Transparency and accountability
- Accountability is something that needs to cross boundaries and borders, right down the value chain. While we may know how much sand is being extracted from a location, we rarely know where it goes
- We can do better to avoid unnecessary consumption by improving planning by pursuing urban design that promotes density and by avoiding surplus construction projects
- Employing green infrastructure in place of built infrastructure where possible.

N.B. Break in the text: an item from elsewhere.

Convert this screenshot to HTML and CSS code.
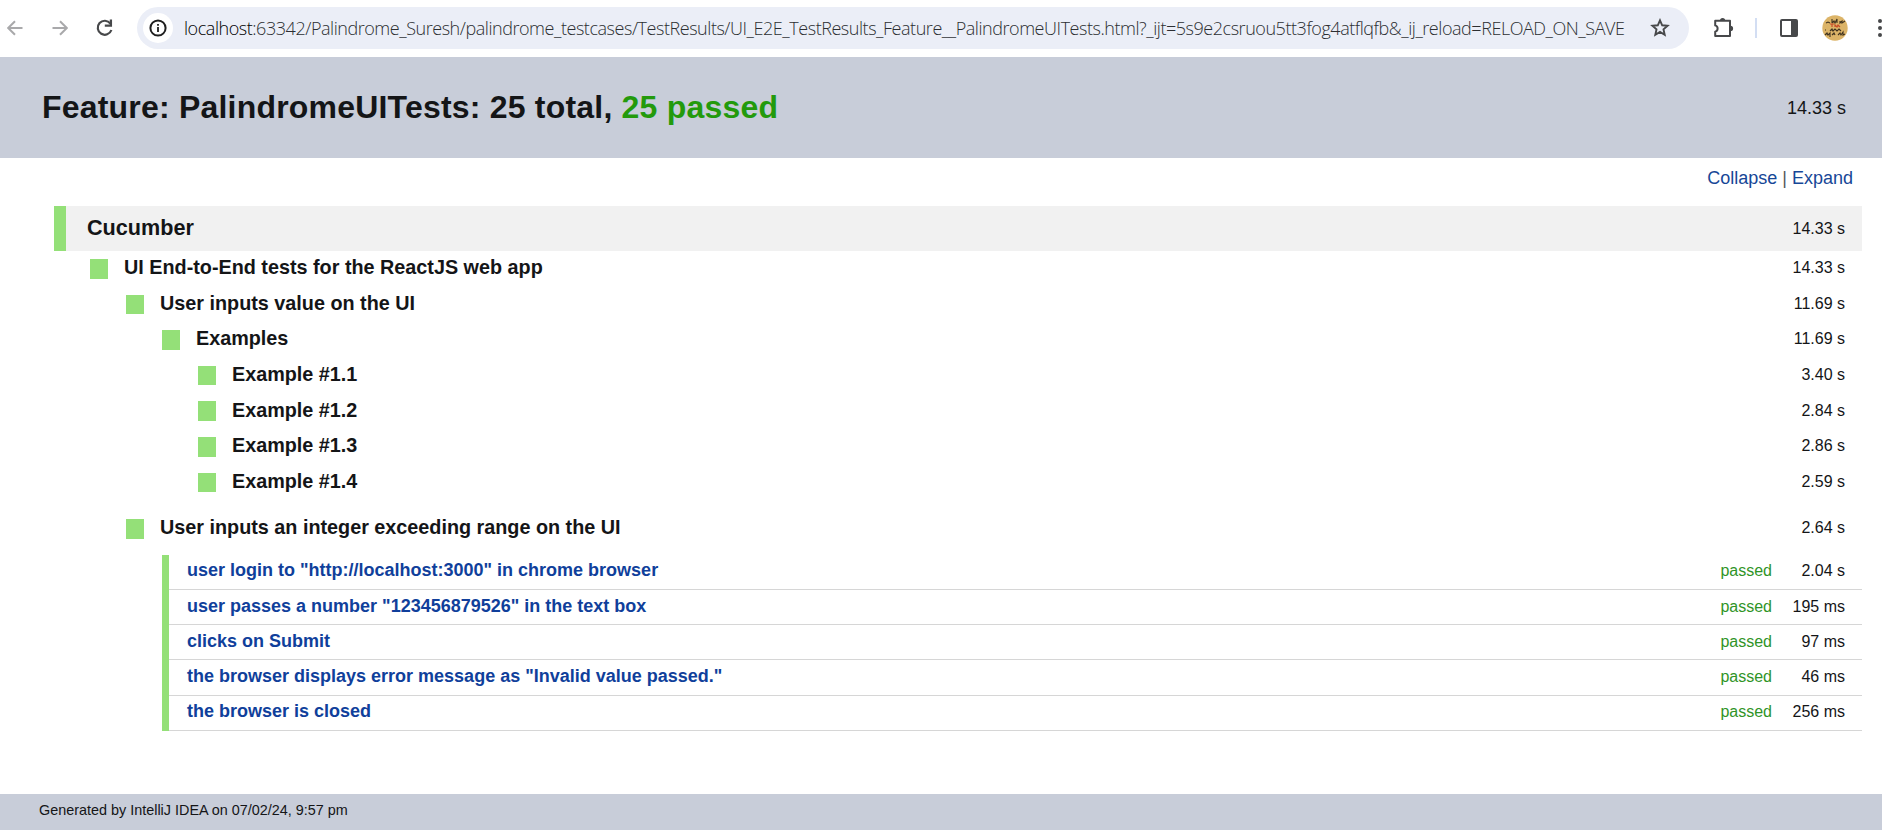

- Substituting traditional concrete where possible
- Reusing waste aggregates on construction sites, recycling concrete from waste asphalt and substituting fine aggregates (sand) and coarse aggregates (gravel) in concrete production
- Innovating on concrete designs to increase materials efficiency and environmental performance, with: • Foamed concrete • Geopolymer concrete
To conclude, clearly we are facing a crisis that has not yet permeated the mainstream media. However, Africa sits in an extraordinary situation where it can proactively address these issues before they become a problem for Africans. Experts have identified the problem, know its causes and know how to solve it. It is up to us, governments and the private sector to make sure that we address this problem with the respect it deserves. Before the proverbial sands of time run out.